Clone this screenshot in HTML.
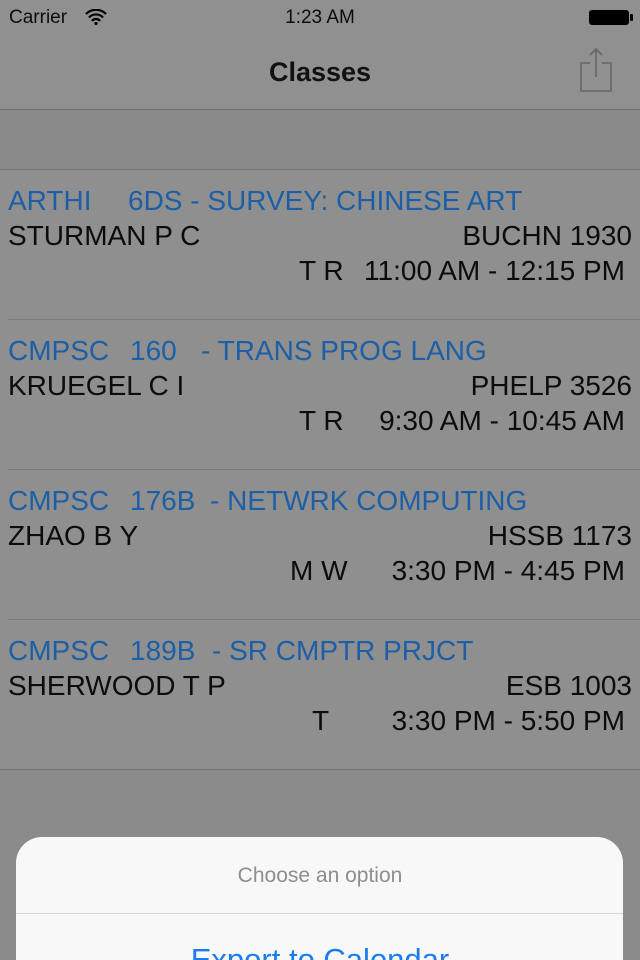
<!DOCTYPE html>
<html style="margin:0;width:640px;height:960px;overflow:hidden"><head><style>
body{margin:0;width:640px;height:960px;overflow:hidden;background:#8b8b8c;font-family:"Liberation Sans",sans-serif;position:relative}
.abs{position:absolute}
.t{position:absolute;font-size:28px;white-space:nowrap;line-height:1}
.b{color:#1c5fa6}.k{color:#0c0c0c}
</style></head><body>
<div class="abs" style="left:0;top:0;width:640px;height:109px;background:#909090"></div>
<div class="abs" style="left:0;top:109px;width:640px;height:1px;background:#6e6e6e"></div>
<div class="abs" style="left:0;top:110px;width:640px;height:59px;background:#8a8a8a"></div>
<div class="abs" style="left:0;top:169px;width:640px;height:1px;background:#747474"></div>
<div class="abs" style="left:0;top:170px;width:640px;height:599px;background:#8f8f8f"></div>
<div class="abs" style="left:0;top:769px;width:640px;height:1px;background:#747474"></div>
<div class="abs" style="left:8px;top:319px;width:632px;height:1px;background:#7a7a7a"></div>
<div class="abs" style="left:8px;top:469px;width:632px;height:1px;background:#7a7a7a"></div>
<div class="abs" style="left:8px;top:619px;width:632px;height:1px;background:#7a7a7a"></div>

<div class="t k" style="left:9px;top:8px;font-size:19px">Carrier</div>
<svg class="abs" style="left:85px;top:9px" width="22" height="16" viewBox="0 0 22 16"><path d="M1 5a14 14 0 0 1 20 0M4 8.5a9.5 9.5 0 0 1 14 0M7 12a5 5 0 0 1 8 0" stroke="#000" stroke-width="2.2" fill="none"/><circle cx="11" cy="14.5" r="1.6"/></svg>
<div class="t k" style="left:0;width:640px;text-align:center;top:8px;font-size:19px">1:23 AM</div>
<div class="abs" style="left:589px;top:10px;width:40px;height:15px;background:#000;border-radius:3px"></div>
<div class="abs" style="left:630px;top:14px;width:3px;height:7px;background:#000;border-radius:1px"></div>
<div class="t k" style="left:0;width:640px;text-align:center;top:59px;font-size:27px;font-weight:bold;color:#111">Classes</div>
<svg class="abs" style="left:578px;top:46px" width="36" height="48" viewBox="0 0 36 48"><path d="M12 17H3v28h30V17h-9M18 3v28M12 9l6-6 6 6" stroke="#666" stroke-width="1.6" fill="none"/></svg>

<div class="t b" style="left:8px;top:187px">ARTHI</div><div class="t b" style="left:128px;top:187px">6DS - SURVEY: CHINESE ART</div>
<div class="t k" style="left:8px;top:222px">STURMAN P C</div>
<div class="t k" style="right:8px;top:222px">BUCHN 1930</div>
<div class="t k" style="left:299px;top:257px">T R</div><div class="t k" style="right:15px;top:257px">11:00 AM - 12:15 PM</div>

<div class="t b" style="left:8px;top:337px">CMPSC</div><div class="t b" style="left:130px;top:337px">160</div><div class="t b" style="left:201px;top:337px">- TRANS PROG LANG</div>
<div class="t k" style="left:8px;top:372px">KRUEGEL C I</div>
<div class="t k" style="right:8px;top:372px">PHELP 3526</div>
<div class="t k" style="left:299px;top:407px">T R</div><div class="t k" style="right:15px;top:407px">9:30 AM - 10:45 AM</div>

<div class="t b" style="left:8px;top:487px">CMPSC</div><div class="t b" style="left:130px;top:487px">176B</div><div class="t b" style="left:210px;top:487px">- NETWRK COMPUTING</div>
<div class="t k" style="left:8px;top:522px">ZHAO B Y</div>
<div class="t k" style="right:8px;top:522px">HSSB 1173</div>
<div class="t k" style="left:290px;top:557px">M W</div><div class="t k" style="right:15px;top:557px">3:30 PM - 4:45 PM</div>

<div class="t b" style="left:8px;top:637px">CMPSC</div><div class="t b" style="left:130px;top:637px">189B</div><div class="t b" style="left:212px;top:637px">- SR CMPTR PRJCT</div>
<div class="t k" style="left:8px;top:672px">SHERWOOD T P</div>
<div class="t k" style="right:8px;top:672px">ESB 1003</div>
<div class="t k" style="left:312px;top:707px">T</div>
<div class="t k" style="right:15px;top:707px">3:30 PM - 5:50 PM</div>

<div class="abs" style="left:16px;top:837px;width:607px;height:123px;background:#f8f8f8;border-radius:26px 26px 0 0"></div>
<div class="t" style="left:0;width:640px;text-align:center;top:865px;font-size:21px;color:#8e8e8e">Choose an option</div>
<div class="abs" style="left:16px;top:913px;width:607px;height:1px;background:#d6d6d6"></div>
<div class="t" style="left:0;width:640px;text-align:center;top:944px;font-size:31px;color:#1a7cf0">Export to Calendar</div>
</body></html>
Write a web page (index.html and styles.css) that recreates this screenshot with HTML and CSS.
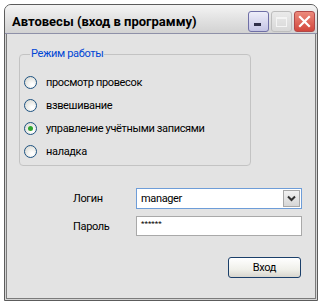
FILE: index.html
```html
<!DOCTYPE html>
<html lang="ru">
<head>
  <meta charset="UTF-8" />
  <title>Автовесы (вход в программу)</title>
  <link rel="stylesheet" href="styles.css">
</head>
<body>
  <div class="window">
    <div class="titlebar">
      <span class="title">Автовесы (вход в программу)</span>
      <div class="caption-btns">
        <span class="cbtn cbtn-min"><i></i></span>
        <span class="cbtn cbtn-max"><i></i></span>
        <span class="cbtn cbtn-close">
          <svg width="13" height="13" viewBox="0 0 13 13"><path d="M2 2 L11 11 M11 2 L2 11" stroke="#fff" stroke-width="2.2" stroke-linecap="square"/></svg>
        </span>
      </div>
    </div>

    <div class="client">
      <fieldset class="mode">
        <legend>Режим работы</legend>
        <label class="radio"><span class="dot"></span>просмотр провесок</label>
        <label class="radio"><span class="dot"></span>взвешивание</label>
        <label class="radio"><span class="dot checked"></span>управление учётными записями</label>
        <label class="radio"><span class="dot"></span>наладка</label>
      </fieldset>

      <div class="login-form">
        <span class="lbl">Логин</span>
        <div class="combo">
          <span class="combo-text">manager</span>
          <span class="combo-btn">
            <svg width="9" height="7" viewBox="0 0 9 7"><path d="M1 1.5 L4.5 5 L8 1.5" fill="none" stroke="#333" stroke-width="2"/></svg>
          </span>
        </div>
        <span class="lbl">Пароль</span>
        <div class="pass">******</div>
      </div>

      <div class="actions">
        <button class="btn">Вход</button>
      </div>
    </div>
  </div>
</body>
</html>
```

FILE: styles.css
```css
* { box-sizing: border-box; }
body {
  margin: 0;
  background: #fff;
  font-family: Roboto, 'Noto Sans', sans-serif;
  font-size: 11px;
  letter-spacing: -0.35px;
  color: #000;
}
.window {
  margin: 4px 0 0 4px;
  width: 314px;
  height: 297px;
  border: 1px solid #5c5c5c;
  border-radius: 7px 7px 0 0;
  background: #d4d4d4;
  display: flex;
  flex-direction: column;
  overflow: hidden;
}
.titlebar {
  height: 29px;
  flex-shrink: 0;
  display: flex;
  align-items: flex-end;
  justify-content: space-between;
  padding: 0 2px 1px 7px;
  background: linear-gradient(#f4f4f4, #e2e2e2 50%, #d2d2d2);
  border-bottom: 1px solid #8e90a8;
}
.title {
  font-weight: bold;
  font-size: 13px;
  letter-spacing: 0;
  line-height: 14px;
  margin-bottom: 3px;
}
.caption-btns {
  display: flex;
  gap: 2px;
}
.cbtn {
  width: 21px;
  height: 21px;
  border-radius: 3px;
  display: flex;
  align-items: center;
  justify-content: center;
}
.cbtn-min {
  border: 1px solid #6f6fa6;
  background: linear-gradient(#eeeefa, #c4c4e4);
  align-items: flex-end;
  justify-content: flex-start;
  padding: 0 0 5px 5px;
}
.cbtn-min i {
  display: block;
  width: 7px;
  height: 3px;
  background: #2e2e48;
}
.cbtn-max {
  border: 1px solid #bdbdbd;
  background: linear-gradient(#eaeaea, #d8d8d8);
}
.cbtn-max i {
  display: block;
  width: 11px;
  height: 10px;
  border: 1px solid #f4f4f4;
  border-top-width: 2px;
}
.cbtn-close {
  border: 1px solid #b04848;
  background: linear-gradient(#ec8a7c, #d2473c);
}
.client {
  flex: 1;
  margin: 0 1px 1px;
  border: 1px solid #7b7b7b;
  border-top: none;
  background: #e3e3e3;
  padding: 13px 0 0 12px;
}
.mode {
  width: 232px;
  margin: 0;
  padding: 10px 0 2px 4px;
  border: 1px solid #c3c3c3;
  border-radius: 4px;
}
.mode legend {
  color: #0046d5;
  padding: 0 1px;
  margin-left: 6px;
  line-height: 14px;
}
.radio {
  display: flex;
  align-items: center;
  height: 23px;
  gap: 9px;
}
.dot {
  width: 13px;
  height: 13px;
  border-radius: 50%;
  border: 1px solid #1d5281;
  background: radial-gradient(circle at 65% 70%, #fff 10%, #dcdcd6 80%);
  display: flex;
  align-items: center;
  justify-content: center;
}
.dot.checked::after {
  content: '';
  width: 5px;
  height: 5px;
  border-radius: 50%;
  background: #2fa52f;
}
.login-form {
  display: grid;
  grid-template-columns: 63px 166px;
  grid-template-rows: 21px 20px;
  row-gap: 7px;
  align-items: center;
  margin: 22px 0 0 54px;
}
.combo {
  height: 21px;
  border: 1px solid #6e9dd8;
  background: #fff;
  display: flex;
  align-items: center;
  justify-content: space-between;
  padding: 0 1px 0 4px;
}
.combo-btn {
  width: 17px;
  height: 17px;
  border: 1px solid #a8a8a8;
  background: linear-gradient(#f2f2f2, #d6d6d6);
  display: flex;
  align-items: center;
  justify-content: center;
}
.pass {
  height: 20px;
  border: 1px solid #a9a9a9;
  background: #fff;
  font-size: 8px;
  letter-spacing: 0;
  line-height: 8px;
  padding: 3px 0 0 4px;
}
.actions {
  display: flex;
  justify-content: flex-end;
  margin: 21px 14px 0 0;
}
.btn {
  width: 73px;
  height: 21px;
  border: 1px solid #1b3f6a;
  border-radius: 3px;
  background: linear-gradient(#ffffff, #f0f0ea 60%, #d8d6ce);
  font-family: Roboto, 'Noto Sans', sans-serif;
  font-size: 11px;
  letter-spacing: -0.35px;
  color: #000;
  padding: 0;
}
```
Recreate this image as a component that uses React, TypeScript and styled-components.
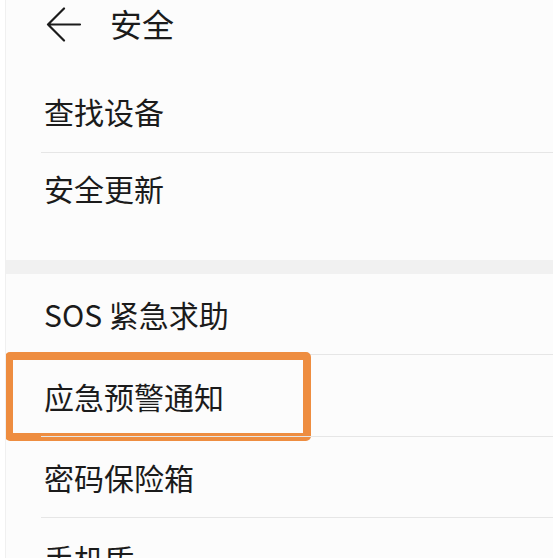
import React from "react";
import styled, { createGlobalStyle } from "styled-components";

const GlobalStyle = createGlobalStyle`
  html, body {
    margin: 0;
    padding: 0;
    background: #ffffff;
    overflow: hidden;
  }
  body {
    font-family: "Noto Sans CJK SC", "Noto Sans", sans-serif;
    color: #1b1b1b;
  }
`;

const Page = styled.div`
  margin-left: 5px;
  border-left: 1px solid #f0f0f0;
  background: #fcfcfc;
  height: 558px;
  overflow: hidden;
`;

const Header = styled.div`
  height: 76px;
  display: flex;
  align-items: flex-start;
  padding-top: 3px;
  box-sizing: border-box;
  & > svg {
    margin-left: 40px;
    margin-top: 3px;
  }
`;

const Title = styled.h1`
  margin: 0 0 0 28px;
  font-size: 32px;
  line-height: 40px;
  font-weight: 400;
`;

const Section = styled.div<{ $padBottom?: number }>`
  padding-bottom: ${(p) => p.$padBottom ?? 0}px;
`;

const Band = styled.div`
  height: 14px;
  background: #f1f1f1;
`;

const Row = styled.div<{ $h: number; $first?: boolean; $shift?: number }>`
  position: relative;
  margin-left: 35px;
  height: ${(p) => p.$h}px;
  border-top: ${(p) => (p.$first ? "none" : "1px solid #e6e6e6")};
  display: flex;
  align-items: center;
  padding-left: 3px;
  padding-top: ${(p) => Math.max(p.$shift ?? 0, 0)}px;
  padding-bottom: ${(p) => Math.max(-(p.$shift ?? 0), 0)}px;
  box-sizing: border-box;
  font-size: 30px;
  line-height: 36px;
`;

const Highlight = styled.div`
  position: absolute;
  left: -36px;
  top: -3px;
  width: 306px;
  height: 89px;
  border: 8px solid #ee8d40;
  border-radius: 5px;
  box-sizing: border-box;
  pointer-events: none;
`;

const BackArrow = () => (
  <svg width="36" height="36" viewBox="0 0 36 36" fill="none">
    <path
      d="M34 18.5H2M18 2.5L2 18.5l16 16"
      stroke="#1b1b1b"
      strokeWidth="2.2"
      strokeLinecap="round"
      strokeLinejoin="round"
    />
  </svg>
);

export default function App() {
  return (
    <>
      <GlobalStyle />
      <Page>
        <Header>
          <BackArrow />
          <Title>安全</Title>
        </Header>
        <Section $padBottom={31}>
          <Row $h={76} $first $shift={-6}>
            查找设备
          </Row>
          <Row $h={77} $shift={-6}>
            安全更新
          </Row>
        </Section>
        <Band />
        <Section>
          <Row $h={80} $first>
            SOS 紧急求助
          </Row>
          <Row $h={82} $shift={1}>
            应急预警通知
            <Highlight />
          </Row>
          <Row $h={81} $shift={-1}>
            密码保险箱
          </Row>
          <Row $h={81}>手机盾</Row>
        </Section>
      </Page>
    </>
  );
}
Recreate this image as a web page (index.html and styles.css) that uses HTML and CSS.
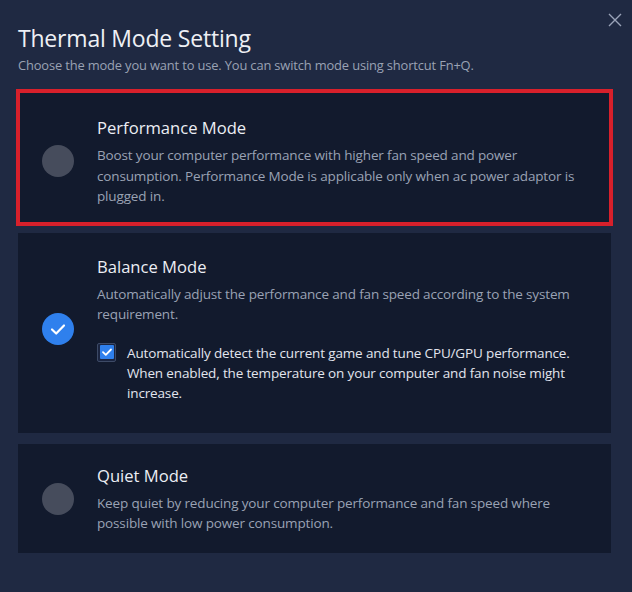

========================================================================

__Exercise__:
Please list every line of the records that contains "this".

__Completed task__:
Clone this screenshot in HTML.
Write a web page (index.html and styles.css) that recreates this screenshot with HTML and CSS.
Recreate this image as a component that uses React, TypeScript and styled-components.
Recreate this image as a web page (index.html and styles.css) that uses HTML and CSS.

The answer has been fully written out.